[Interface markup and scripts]
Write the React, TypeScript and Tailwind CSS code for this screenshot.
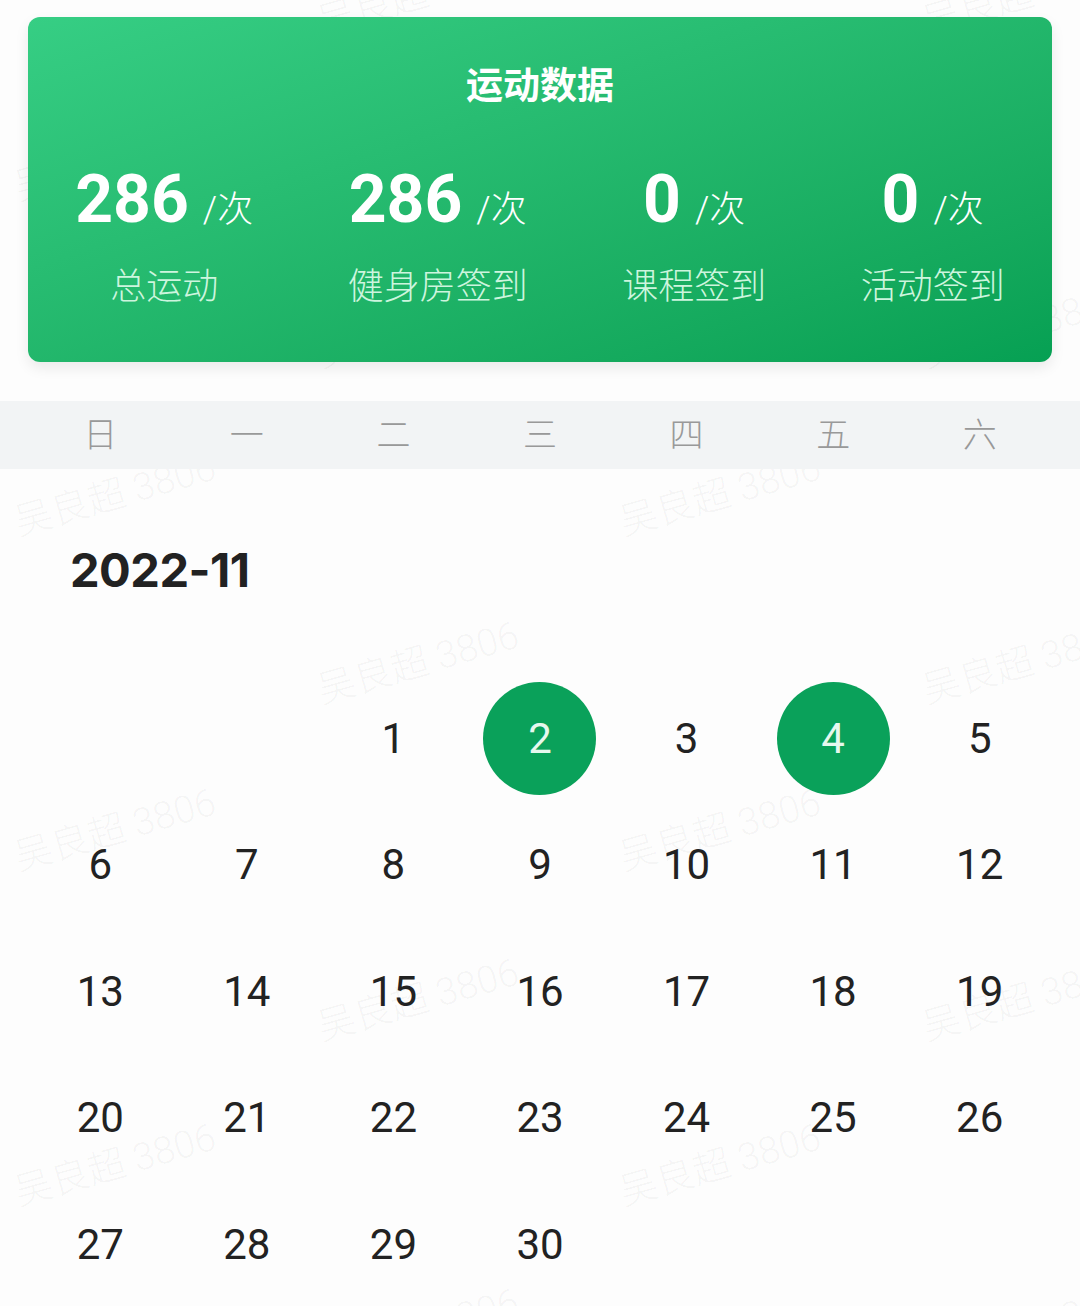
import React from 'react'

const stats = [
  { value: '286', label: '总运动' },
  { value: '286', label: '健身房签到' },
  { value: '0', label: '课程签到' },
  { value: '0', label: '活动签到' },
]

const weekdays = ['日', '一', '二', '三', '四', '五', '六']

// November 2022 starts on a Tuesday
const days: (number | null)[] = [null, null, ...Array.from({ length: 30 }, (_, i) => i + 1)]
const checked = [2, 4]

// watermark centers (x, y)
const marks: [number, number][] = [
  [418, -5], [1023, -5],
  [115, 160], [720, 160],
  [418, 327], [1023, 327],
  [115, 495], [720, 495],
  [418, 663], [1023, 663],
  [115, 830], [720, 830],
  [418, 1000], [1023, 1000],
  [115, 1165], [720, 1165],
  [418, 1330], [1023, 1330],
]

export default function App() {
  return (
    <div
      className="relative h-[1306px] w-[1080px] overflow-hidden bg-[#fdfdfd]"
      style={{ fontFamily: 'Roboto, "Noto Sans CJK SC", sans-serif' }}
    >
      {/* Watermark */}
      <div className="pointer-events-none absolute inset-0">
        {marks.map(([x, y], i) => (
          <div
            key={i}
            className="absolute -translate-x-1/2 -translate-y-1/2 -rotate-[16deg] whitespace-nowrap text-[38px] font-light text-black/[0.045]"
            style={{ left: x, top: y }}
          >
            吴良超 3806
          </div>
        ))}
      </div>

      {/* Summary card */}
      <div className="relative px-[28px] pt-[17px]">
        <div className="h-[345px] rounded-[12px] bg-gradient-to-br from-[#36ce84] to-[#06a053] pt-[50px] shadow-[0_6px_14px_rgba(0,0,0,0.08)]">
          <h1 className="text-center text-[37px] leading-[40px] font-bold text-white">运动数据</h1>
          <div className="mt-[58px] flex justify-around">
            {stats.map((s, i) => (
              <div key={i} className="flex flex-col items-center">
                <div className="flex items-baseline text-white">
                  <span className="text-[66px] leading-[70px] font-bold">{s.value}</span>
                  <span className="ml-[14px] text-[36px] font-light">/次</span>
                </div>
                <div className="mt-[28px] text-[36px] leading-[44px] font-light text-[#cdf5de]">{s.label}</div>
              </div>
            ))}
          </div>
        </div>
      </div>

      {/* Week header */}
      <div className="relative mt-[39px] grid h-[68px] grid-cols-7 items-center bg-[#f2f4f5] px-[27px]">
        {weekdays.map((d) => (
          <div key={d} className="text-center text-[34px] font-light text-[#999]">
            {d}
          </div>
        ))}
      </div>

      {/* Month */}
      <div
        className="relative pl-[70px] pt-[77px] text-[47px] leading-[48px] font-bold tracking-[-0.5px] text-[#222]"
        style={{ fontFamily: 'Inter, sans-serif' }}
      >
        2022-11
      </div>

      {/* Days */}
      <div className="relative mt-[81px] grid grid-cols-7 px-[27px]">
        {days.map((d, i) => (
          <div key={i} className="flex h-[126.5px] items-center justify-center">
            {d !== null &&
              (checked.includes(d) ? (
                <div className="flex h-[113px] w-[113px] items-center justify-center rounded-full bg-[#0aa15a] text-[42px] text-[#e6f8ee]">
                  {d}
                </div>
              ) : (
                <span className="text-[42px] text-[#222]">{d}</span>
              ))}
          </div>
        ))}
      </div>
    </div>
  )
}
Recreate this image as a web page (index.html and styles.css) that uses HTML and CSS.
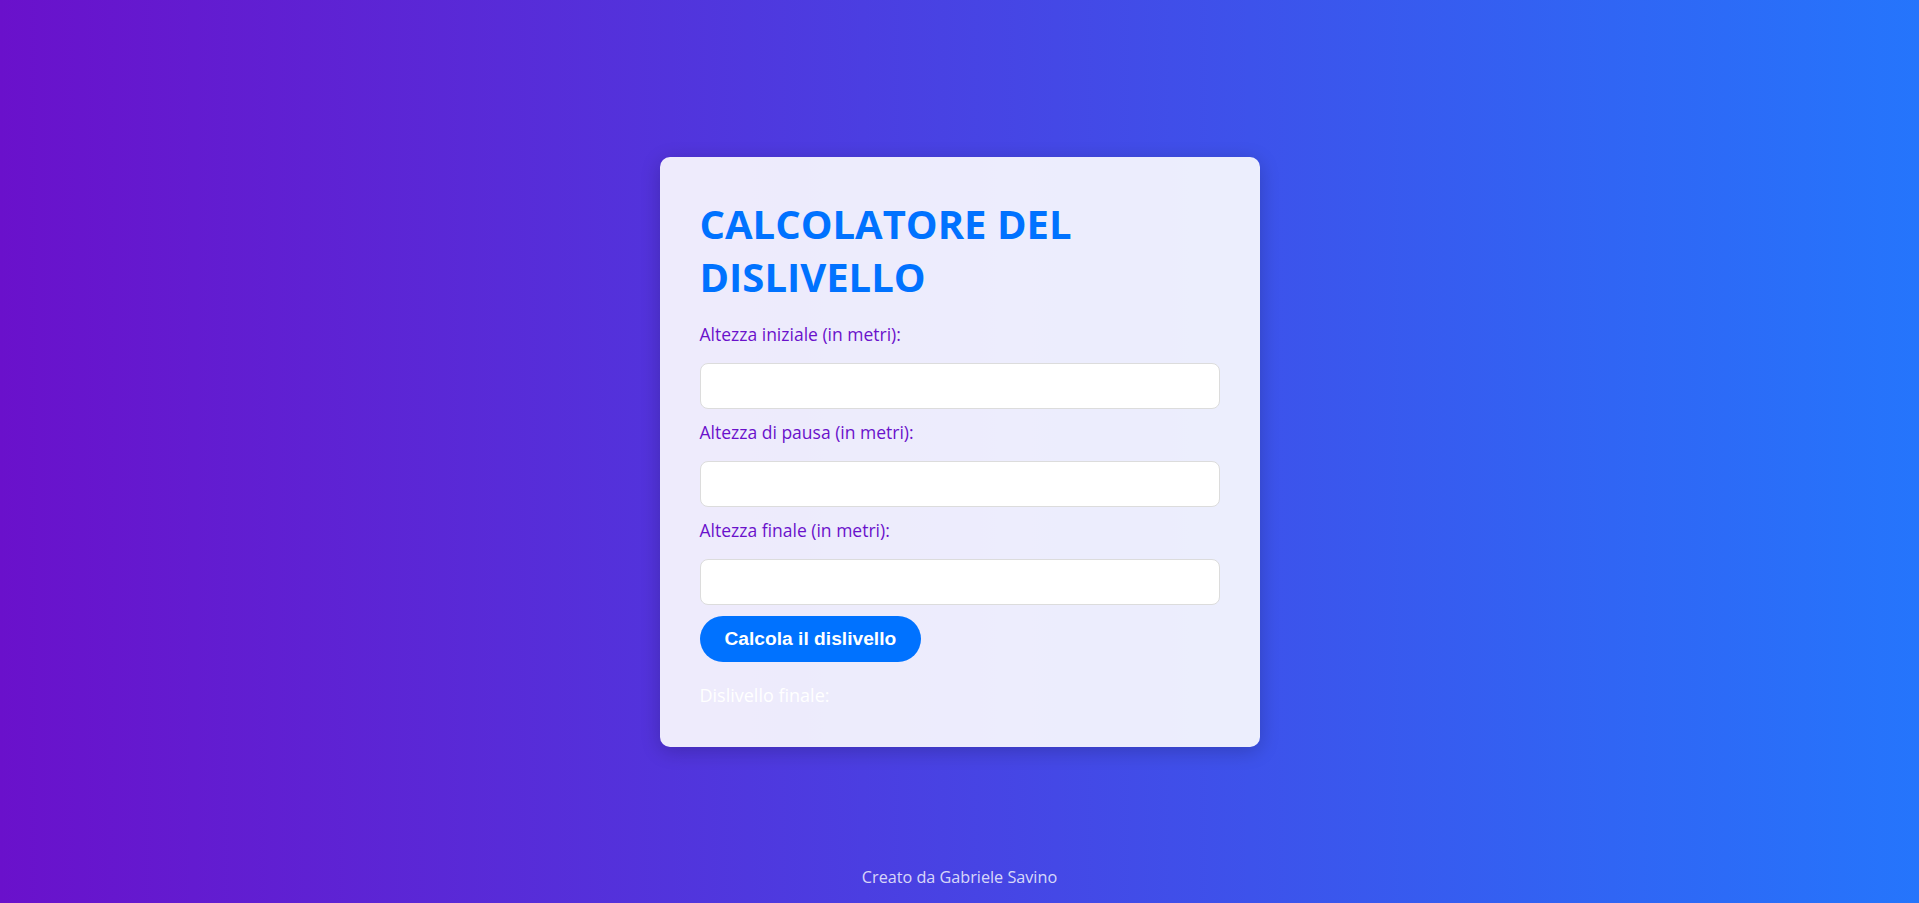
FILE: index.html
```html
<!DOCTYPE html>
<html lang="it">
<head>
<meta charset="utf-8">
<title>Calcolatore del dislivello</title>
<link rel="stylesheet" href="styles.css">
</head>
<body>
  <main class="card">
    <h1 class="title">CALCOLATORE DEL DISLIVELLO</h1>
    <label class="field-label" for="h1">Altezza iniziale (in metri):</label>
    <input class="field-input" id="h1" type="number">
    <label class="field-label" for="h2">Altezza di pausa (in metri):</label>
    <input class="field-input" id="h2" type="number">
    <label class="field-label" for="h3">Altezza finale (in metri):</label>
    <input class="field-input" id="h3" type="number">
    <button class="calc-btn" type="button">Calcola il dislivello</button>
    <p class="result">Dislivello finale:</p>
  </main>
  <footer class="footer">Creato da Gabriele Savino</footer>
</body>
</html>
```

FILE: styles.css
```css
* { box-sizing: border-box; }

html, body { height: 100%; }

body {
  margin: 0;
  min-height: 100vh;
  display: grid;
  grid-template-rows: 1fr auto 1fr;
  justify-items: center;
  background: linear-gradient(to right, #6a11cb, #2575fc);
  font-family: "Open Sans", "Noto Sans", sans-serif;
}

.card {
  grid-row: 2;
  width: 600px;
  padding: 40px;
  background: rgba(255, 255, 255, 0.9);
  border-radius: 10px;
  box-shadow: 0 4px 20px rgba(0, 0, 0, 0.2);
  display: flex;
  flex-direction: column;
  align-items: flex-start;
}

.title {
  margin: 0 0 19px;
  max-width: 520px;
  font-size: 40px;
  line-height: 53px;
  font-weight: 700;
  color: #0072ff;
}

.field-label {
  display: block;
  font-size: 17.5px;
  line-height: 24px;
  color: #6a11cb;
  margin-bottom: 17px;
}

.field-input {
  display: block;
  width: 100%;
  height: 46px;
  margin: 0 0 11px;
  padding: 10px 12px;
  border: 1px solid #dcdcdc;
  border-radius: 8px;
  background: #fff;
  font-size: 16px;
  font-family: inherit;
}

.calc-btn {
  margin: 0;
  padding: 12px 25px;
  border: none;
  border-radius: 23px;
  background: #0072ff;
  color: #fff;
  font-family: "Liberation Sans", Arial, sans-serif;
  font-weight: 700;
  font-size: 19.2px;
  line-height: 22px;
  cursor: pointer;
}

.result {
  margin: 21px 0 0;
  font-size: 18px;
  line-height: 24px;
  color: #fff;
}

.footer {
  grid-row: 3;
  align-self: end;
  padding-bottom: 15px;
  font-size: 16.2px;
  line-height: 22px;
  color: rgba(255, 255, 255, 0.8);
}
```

WHAT YOU WILL DO -> Gather all lines where the word "React" appears.

WRITTEN ANSWER ->
Write the React, TypeScript and Tailwind CSS code for this screenshot.
import React from 'react'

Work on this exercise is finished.